The request
Search the material for the string "React", then return every line where it is found.

################

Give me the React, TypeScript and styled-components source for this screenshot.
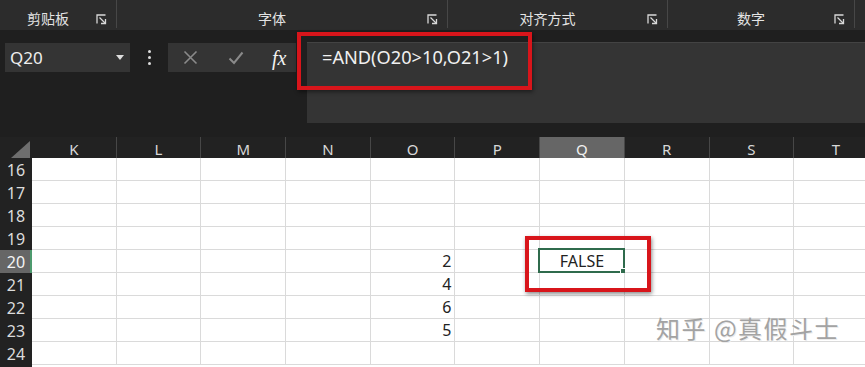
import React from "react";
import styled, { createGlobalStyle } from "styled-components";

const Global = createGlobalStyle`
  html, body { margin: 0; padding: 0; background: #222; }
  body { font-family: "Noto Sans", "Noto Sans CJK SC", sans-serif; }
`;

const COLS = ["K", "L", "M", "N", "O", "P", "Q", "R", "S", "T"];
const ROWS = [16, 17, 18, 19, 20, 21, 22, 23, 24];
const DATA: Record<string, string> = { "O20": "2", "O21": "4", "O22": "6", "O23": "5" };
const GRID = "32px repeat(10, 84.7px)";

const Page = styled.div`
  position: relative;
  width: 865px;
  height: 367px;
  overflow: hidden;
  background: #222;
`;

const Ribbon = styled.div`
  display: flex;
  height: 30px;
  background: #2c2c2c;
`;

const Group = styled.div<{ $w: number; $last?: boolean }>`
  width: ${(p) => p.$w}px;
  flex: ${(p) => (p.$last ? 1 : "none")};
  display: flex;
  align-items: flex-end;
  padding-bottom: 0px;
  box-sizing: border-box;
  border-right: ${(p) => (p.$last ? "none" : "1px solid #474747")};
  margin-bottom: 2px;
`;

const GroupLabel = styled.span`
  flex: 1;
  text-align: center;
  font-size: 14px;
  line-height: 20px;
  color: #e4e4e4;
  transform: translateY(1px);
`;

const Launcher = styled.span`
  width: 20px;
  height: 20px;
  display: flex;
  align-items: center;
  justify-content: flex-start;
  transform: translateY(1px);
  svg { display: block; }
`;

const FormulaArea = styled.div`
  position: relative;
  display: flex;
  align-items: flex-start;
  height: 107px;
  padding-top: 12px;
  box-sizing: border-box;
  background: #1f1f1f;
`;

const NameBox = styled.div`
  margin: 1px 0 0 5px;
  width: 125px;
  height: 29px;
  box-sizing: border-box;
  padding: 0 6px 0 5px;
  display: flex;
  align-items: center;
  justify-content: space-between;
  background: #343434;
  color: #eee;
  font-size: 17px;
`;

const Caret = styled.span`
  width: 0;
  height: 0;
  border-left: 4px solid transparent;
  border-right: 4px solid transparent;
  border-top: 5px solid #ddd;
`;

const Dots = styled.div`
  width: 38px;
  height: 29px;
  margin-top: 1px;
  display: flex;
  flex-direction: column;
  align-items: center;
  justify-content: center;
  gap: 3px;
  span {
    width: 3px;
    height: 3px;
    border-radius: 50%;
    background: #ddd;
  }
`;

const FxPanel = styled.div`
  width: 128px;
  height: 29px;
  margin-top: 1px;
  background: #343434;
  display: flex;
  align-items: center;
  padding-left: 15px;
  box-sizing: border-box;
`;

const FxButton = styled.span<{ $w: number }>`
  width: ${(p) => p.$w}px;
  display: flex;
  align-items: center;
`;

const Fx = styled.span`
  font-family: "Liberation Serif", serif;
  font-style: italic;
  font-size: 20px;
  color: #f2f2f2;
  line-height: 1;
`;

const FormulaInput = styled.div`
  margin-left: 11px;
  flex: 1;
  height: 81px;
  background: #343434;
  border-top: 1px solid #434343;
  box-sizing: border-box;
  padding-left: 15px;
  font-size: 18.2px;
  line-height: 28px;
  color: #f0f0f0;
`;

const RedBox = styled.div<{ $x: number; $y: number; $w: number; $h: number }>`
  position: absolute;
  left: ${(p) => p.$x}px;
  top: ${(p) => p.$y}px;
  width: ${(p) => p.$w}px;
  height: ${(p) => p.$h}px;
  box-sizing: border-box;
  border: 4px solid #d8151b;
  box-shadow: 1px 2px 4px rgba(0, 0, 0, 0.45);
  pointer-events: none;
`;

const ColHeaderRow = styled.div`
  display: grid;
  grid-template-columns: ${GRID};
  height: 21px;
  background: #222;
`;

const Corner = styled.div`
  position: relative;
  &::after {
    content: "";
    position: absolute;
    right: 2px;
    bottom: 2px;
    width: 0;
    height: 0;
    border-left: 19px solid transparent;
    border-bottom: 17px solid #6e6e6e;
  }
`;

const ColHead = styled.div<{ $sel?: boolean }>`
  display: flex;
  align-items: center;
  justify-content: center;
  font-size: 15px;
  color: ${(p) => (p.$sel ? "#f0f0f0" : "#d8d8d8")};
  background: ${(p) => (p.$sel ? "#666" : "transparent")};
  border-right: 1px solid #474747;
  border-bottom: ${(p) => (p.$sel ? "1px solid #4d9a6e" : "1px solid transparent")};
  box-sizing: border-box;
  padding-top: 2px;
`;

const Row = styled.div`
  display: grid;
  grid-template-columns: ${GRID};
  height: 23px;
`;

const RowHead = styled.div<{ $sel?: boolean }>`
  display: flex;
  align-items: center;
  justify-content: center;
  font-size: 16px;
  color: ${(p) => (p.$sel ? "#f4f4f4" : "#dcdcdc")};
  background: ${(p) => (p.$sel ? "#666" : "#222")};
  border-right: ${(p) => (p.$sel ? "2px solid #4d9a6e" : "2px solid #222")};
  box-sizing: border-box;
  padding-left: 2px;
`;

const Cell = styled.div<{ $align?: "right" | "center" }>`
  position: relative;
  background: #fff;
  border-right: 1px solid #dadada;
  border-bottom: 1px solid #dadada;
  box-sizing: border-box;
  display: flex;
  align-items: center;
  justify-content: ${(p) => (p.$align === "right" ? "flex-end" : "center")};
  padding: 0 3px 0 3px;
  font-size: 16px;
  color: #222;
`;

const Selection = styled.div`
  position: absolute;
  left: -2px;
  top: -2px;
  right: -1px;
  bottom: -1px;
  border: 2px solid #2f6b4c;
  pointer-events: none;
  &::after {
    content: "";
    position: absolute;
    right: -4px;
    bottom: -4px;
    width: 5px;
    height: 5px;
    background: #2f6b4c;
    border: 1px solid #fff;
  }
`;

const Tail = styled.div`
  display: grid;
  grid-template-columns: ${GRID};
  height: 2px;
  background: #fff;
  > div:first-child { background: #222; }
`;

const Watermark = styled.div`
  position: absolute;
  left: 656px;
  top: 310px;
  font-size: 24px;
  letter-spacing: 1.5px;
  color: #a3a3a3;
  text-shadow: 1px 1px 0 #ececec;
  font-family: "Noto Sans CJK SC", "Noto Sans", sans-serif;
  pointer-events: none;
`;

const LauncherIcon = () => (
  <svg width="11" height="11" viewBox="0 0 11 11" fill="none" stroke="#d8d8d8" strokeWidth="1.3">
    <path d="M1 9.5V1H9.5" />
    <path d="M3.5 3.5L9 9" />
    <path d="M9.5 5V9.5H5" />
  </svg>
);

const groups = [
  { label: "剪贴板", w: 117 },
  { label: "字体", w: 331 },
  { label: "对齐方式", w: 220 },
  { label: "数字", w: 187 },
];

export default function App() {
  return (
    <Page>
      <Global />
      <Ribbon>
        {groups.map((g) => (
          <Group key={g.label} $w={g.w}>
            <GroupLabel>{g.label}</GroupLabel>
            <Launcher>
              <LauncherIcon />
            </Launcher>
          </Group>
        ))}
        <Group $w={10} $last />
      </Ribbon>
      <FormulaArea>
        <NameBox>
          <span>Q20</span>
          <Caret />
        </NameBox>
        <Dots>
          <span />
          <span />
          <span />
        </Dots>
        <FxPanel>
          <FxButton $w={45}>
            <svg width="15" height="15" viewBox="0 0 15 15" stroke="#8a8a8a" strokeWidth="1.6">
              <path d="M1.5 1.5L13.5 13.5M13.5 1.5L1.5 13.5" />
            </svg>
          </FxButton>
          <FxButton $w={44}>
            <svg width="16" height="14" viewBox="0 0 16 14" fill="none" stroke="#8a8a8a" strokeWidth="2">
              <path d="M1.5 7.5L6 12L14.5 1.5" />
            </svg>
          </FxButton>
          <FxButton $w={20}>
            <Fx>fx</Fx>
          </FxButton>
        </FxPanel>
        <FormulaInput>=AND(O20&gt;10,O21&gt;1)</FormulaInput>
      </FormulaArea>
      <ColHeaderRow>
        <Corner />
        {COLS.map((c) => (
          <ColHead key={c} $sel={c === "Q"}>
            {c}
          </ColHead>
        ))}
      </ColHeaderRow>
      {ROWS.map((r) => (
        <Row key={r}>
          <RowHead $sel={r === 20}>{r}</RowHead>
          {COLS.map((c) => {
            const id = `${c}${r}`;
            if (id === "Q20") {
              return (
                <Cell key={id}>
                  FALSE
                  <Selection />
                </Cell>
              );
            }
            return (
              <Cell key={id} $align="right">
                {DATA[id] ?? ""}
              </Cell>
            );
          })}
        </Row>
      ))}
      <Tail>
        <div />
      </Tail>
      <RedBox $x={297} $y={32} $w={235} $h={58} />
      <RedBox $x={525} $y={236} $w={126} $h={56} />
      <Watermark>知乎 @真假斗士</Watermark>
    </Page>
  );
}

################

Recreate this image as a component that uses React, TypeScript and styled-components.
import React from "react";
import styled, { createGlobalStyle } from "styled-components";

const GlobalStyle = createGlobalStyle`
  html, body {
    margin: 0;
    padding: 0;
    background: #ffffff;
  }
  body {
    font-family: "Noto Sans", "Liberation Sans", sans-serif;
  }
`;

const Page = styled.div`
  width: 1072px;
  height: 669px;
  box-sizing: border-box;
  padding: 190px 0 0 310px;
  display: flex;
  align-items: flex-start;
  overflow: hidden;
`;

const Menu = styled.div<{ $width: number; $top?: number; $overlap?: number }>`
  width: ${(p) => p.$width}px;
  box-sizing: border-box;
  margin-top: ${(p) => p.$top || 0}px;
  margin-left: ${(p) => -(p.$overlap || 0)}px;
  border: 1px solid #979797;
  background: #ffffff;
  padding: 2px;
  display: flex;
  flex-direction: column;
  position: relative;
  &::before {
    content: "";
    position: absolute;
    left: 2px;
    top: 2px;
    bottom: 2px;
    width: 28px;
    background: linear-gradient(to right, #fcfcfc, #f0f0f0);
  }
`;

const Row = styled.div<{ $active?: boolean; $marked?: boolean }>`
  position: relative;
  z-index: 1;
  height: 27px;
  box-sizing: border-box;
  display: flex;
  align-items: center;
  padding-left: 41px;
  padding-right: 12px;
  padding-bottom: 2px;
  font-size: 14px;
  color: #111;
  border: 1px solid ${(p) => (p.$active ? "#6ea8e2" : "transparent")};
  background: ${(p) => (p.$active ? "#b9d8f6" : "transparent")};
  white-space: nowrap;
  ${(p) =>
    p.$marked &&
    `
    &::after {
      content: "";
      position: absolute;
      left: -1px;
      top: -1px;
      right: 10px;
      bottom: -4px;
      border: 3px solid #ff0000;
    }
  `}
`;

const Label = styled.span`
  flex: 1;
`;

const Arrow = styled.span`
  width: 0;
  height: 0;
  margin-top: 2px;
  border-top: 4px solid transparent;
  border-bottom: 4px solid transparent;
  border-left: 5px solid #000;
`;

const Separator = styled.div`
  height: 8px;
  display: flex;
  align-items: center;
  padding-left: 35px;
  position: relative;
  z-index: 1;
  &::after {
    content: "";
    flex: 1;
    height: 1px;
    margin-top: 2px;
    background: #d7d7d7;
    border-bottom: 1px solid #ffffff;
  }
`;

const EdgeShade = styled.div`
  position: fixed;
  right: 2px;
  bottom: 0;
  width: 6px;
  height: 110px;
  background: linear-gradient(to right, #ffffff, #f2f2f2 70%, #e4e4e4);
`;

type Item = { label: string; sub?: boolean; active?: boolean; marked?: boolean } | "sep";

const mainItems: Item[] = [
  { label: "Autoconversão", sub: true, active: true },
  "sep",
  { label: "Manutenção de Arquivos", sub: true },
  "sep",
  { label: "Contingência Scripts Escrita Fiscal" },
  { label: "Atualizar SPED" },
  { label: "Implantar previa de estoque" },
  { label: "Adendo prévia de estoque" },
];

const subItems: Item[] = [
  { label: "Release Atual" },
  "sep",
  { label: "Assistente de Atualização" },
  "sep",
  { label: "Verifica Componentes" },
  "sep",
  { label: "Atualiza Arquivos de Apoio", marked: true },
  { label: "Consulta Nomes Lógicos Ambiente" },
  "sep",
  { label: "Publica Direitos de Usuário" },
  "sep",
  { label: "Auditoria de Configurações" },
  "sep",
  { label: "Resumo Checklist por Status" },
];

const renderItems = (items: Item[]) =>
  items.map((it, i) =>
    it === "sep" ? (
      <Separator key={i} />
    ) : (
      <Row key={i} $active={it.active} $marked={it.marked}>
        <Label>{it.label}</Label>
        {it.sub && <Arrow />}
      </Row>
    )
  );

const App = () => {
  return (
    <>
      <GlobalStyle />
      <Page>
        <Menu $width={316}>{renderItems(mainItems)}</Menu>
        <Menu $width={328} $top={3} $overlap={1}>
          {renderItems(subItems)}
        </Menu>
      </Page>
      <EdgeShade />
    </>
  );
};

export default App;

################

Written answer
Give me the React, TypeScript and styled-components source for this screenshot.
import React from "react";
Recreate this image as a component that uses React, TypeScript and styled-components.
import React from "react";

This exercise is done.